◆ **Recorded data**:

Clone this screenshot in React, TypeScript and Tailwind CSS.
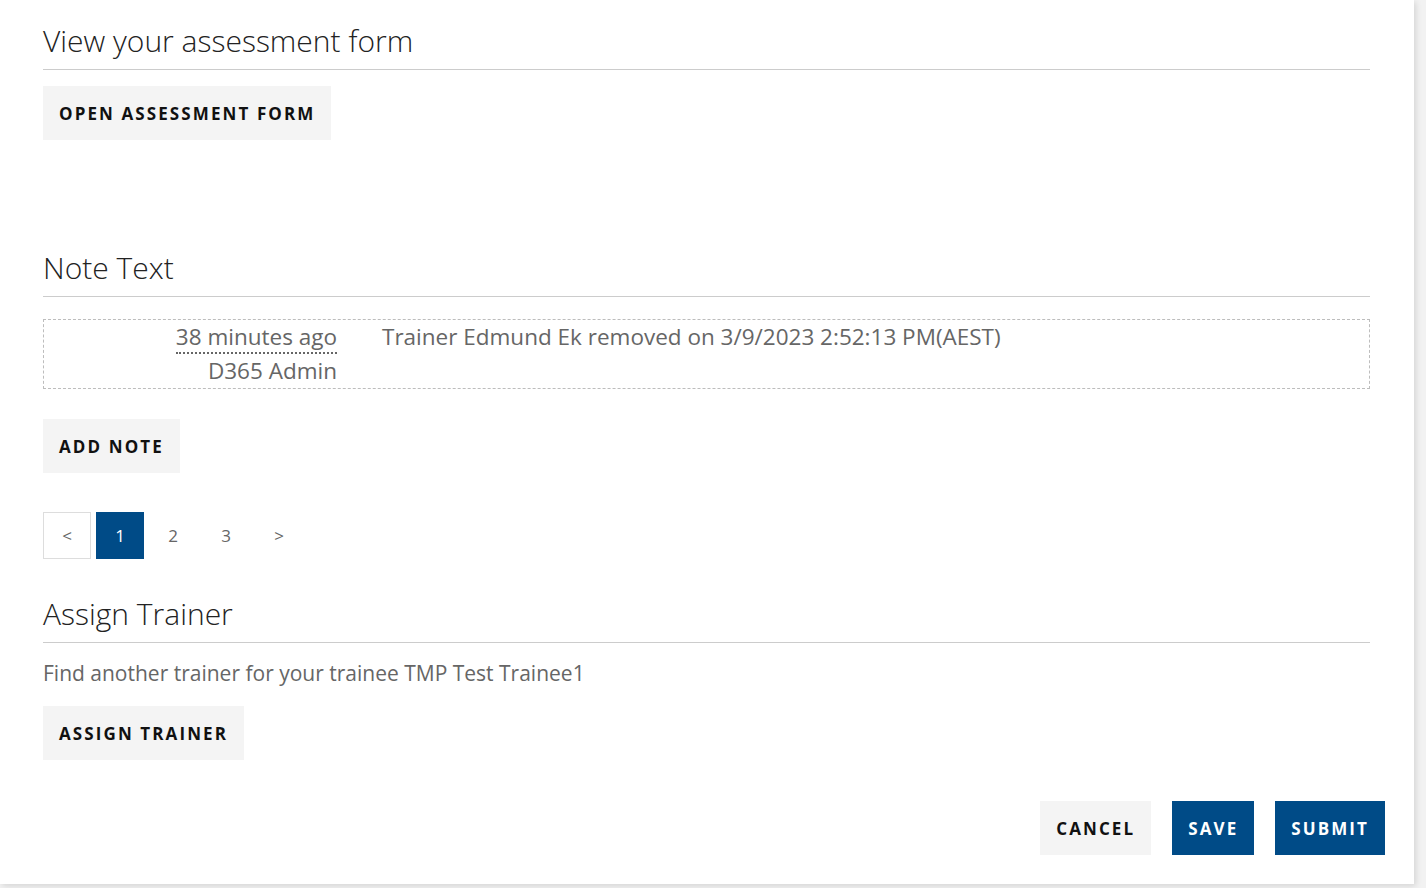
import React from "react";

const font = { fontFamily: "'Open Sans', 'Noto Sans', sans-serif" };

function GrayButton({ children }: { children: React.ReactNode }) {
  return (
    <button className="h-[54px] px-4 bg-[#f4f4f4] text-[#111] font-bold text-[17px] tracking-[2.1px] uppercase leading-none">
      {children}
    </button>
  );
}

function BlueButton({ children }: { children: React.ReactNode }) {
  return (
    <button className="h-[54px] px-4 bg-[#004b87] text-white font-bold text-[17px] tracking-[2.1px] uppercase leading-none">
      {children}
    </button>
  );
}

function Heading({ children }: { children: React.ReactNode }) {
  return (
    <div>
      <h2 className="text-[30px] leading-[40px] font-light text-[#222]">{children}</h2>
      <div className="mt-2 h-px bg-[#cccccc]" />
    </div>
  );
}

export default function App() {
  return (
    <div className="w-[1426px] h-[888px] bg-[#f2f2f2] overflow-hidden" style={font}>
      <div className="w-[1414px] h-[884px] bg-white shadow-[2px_2px_6px_rgba(0,0,0,0.12)] pl-[43px] pr-[44px] pt-[21px]">
        <Heading>View your assessment form</Heading>
        <div className="mt-4">
          <GrayButton>Open Assessment Form</GrayButton>
        </div>

        <div className="mt-[108px]">
          <Heading>Note Text</Heading>
        </div>

        <div className="mt-[22px] border border-dashed border-[#bdbdbd] h-[70px] pt-[2px] flex text-[22.5px] text-[#666]">
          <div className="w-[293px] text-right flex flex-col">
            <span className="leading-[30px]">
              <abbr className="no-underline border-b-2 border-dotted border-[#666]" title="3/9/2023 2:52:13 PM">38 minutes ago</abbr>
            </span>
            <span className="leading-[30px] mt-[4px]">D365 Admin</span>
          </div>
          <div className="ml-[45px] leading-[30px]">
            Trainer Edmund Ek removed on 3/9/2023 2:52:13 PM(AEST)
          </div>
        </div>

        <div className="mt-[30px]">
          <GrayButton>Add Note</GrayButton>
        </div>

        <div className="mt-[39px] flex gap-[5px] text-[17px] text-[#666]">
          <div className="w-[48px] h-[47px] border border-[#dddddd] flex items-center justify-center">&lt;</div>
          <div className="w-[48px] h-[47px] bg-[#004b87] text-white flex items-center justify-center">1</div>
          <div className="w-[48px] h-[47px] flex items-center justify-center">2</div>
          <div className="w-[48px] h-[47px] flex items-center justify-center">3</div>
          <div className="w-[48px] h-[47px] flex items-center justify-center">&gt;</div>
        </div>

        <div className="mt-[35px]">
          <Heading>Assign Trainer</Heading>
        </div>
        <p className="mt-[17px] text-[21px] leading-[27px] text-[#666]">
          Find another trainer for your trainee TMP Test Trainee1
        </p>
        <div className="mt-[19px]">
          <GrayButton>Assign Trainer</GrayButton>
        </div>

        <div className="mt-[41px] mr-[-15px] flex justify-end gap-[21px]">
          <GrayButton>Cancel</GrayButton>
          <BlueButton>Save</BlueButton>
          <BlueButton>Submit</BlueButton>
        </div>
      </div>
    </div>
  );
}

◆ **Task requirements**: Take the data above and repeat it exactly, leaving each picture out.

◆ **The output**:
Clone this screenshot in React, TypeScript and Tailwind CSS.
import React from "react";

const font = { fontFamily: "'Open Sans', 'Noto Sans', sans-serif" };

function GrayButton({ children }: { children: React.ReactNode }) {
  return (
    <button className="h-[54px] px-4 bg-[#f4f4f4] text-[#111] font-bold text-[17px] tracking-[2.1px] uppercase leading-none">
      {children}
    </button>
  );
}

function BlueButton({ children }: { children: React.ReactNode }) {
  return (
    <button className="h-[54px] px-4 bg-[#004b87] text-white font-bold text-[17px] tracking-[2.1px] uppercase leading-none">
      {children}
    </button>
  );
}

function Heading({ children }: { children: React.ReactNode }) {
  return (
    <div>
      <h2 className="text-[30px] leading-[40px] font-light text-[#222]">{children}</h2>
      <div className="mt-2 h-px bg-[#cccccc]" />
    </div>
  );
}

export default function App() {
  return (
    <div className="w-[1426px] h-[888px] bg-[#f2f2f2] overflow-hidden" style={font}>
      <div className="w-[1414px] h-[884px] bg-white shadow-[2px_2px_6px_rgba(0,0,0,0.12)] pl-[43px] pr-[44px] pt-[21px]">
        <Heading>View your assessment form</Heading>
        <div className="mt-4">
          <GrayButton>Open Assessment Form</GrayButton>
        </div>

        <div className="mt-[108px]">
          <Heading>Note Text</Heading>
        </div>

        <div className="mt-[22px] border border-dashed border-[#bdbdbd] h-[70px] pt-[2px] flex text-[22.5px] text-[#666]">
          <div className="w-[293px] text-right flex flex-col">
            <span className="leading-[30px]">
              <abbr className="no-underline border-b-2 border-dotted border-[#666]" title="3/9/2023 2:52:13 PM">38 minutes ago</abbr>
            </span>
            <span className="leading-[30px] mt-[4px]">D365 Admin</span>
          </div>
          <div className="ml-[45px] leading-[30px]">
            Trainer Edmund Ek removed on 3/9/2023 2:52:13 PM(AEST)
          </div>
        </div>

        <div className="mt-[30px]">
          <GrayButton>Add Note</GrayButton>
        </div>

        <div className="mt-[39px] flex gap-[5px] text-[17px] text-[#666]">
          <div className="w-[48px] h-[47px] border border-[#dddddd] flex items-center justify-center">&lt;</div>
          <div className="w-[48px] h-[47px] bg-[#004b87] text-white flex items-center justify-center">1</div>
          <div className="w-[48px] h-[47px] flex items-center justify-center">2</div>
          <div className="w-[48px] h-[47px] flex items-center justify-center">3</div>
          <div className="w-[48px] h-[47px] flex items-center justify-center">&gt;</div>
        </div>

        <div className="mt-[35px]">
          <Heading>Assign Trainer</Heading>
        </div>
        <p className="mt-[17px] text-[21px] leading-[27px] text-[#666]">
          Find another trainer for your trainee TMP Test Trainee1
        </p>
        <div className="mt-[19px]">
          <GrayButton>Assign Trainer</GrayButton>
        </div>

        <div className="mt-[41px] mr-[-15px] flex justify-end gap-[21px]">
          <GrayButton>Cancel</GrayButton>
          <BlueButton>Save</BlueButton>
          <BlueButton>Submit</BlueButton>
        </div>
      </div>
    </div>
  );
}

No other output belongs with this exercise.